The water is also where the wires run that carry electricity to the houseboats.

Hirsch's has electric baseboard heating, but the floor isn't insulated and the building gets cold in winter. He and his wife still use it then. It can serve as their base when they cross-country ski to Gull Point, and last winter Mike Hirsch gathered friends for a couple weekends of hockey on the ice next to his houseboat.

Ironically, the milder the winter, the less opportunity people might have for using their houseboats.

When the pond ice is thick enough, people just walk across it. But sometimes the ice isn't sturdy enough to walk on but is too thick to get a rowboat through, Hirsch said.

Joining the Hirsches on their houseboat are cat Tillie, who spends time on the deck watching seagulls, and dog Yahtzee, who has her own ramp for getting in and out of the pond. Common map turtles also make use of the ramp, with up to 30 basking in the sun on it.

"We've got a community of sunfish that live under here," Hirsch said.

They can be caught through the 2-foot-square hatch in the floor.

He also sees beaver and once, while inspecting the underside of the floating structure, found where one of the creatures had started storing its sticks. (backslash)u00d

Hirsch said he and his wife usually spend two to four summer nights a week on the houseboat. Visitors signal their arrival with the honk of a car horn so Hirsch knows to go get them in one of his boats.

The houseboats aren't all fun, however. Owners are responsible for maintenance and upkeep. It's not uncommon during the day to hear the hum of a compressor running as someone uses it to blow air into and water out of barrels or tanks.

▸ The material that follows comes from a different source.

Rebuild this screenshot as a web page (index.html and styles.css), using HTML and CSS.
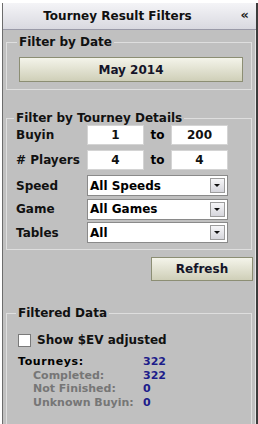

Tom Bloom usually puts on a wet suit in August to dive under his houseboat and check the approximately 60 barrels.

Owners have a saying that each hour of pleasure costs an hour of work.

Leslie said the houseboats are another unique feature of the state park.

While he doesn't anticipate the number increasing above 24, Leslie said houses will continue to float on Horseshoe Pond.

"I think they'll be here a long time," he said.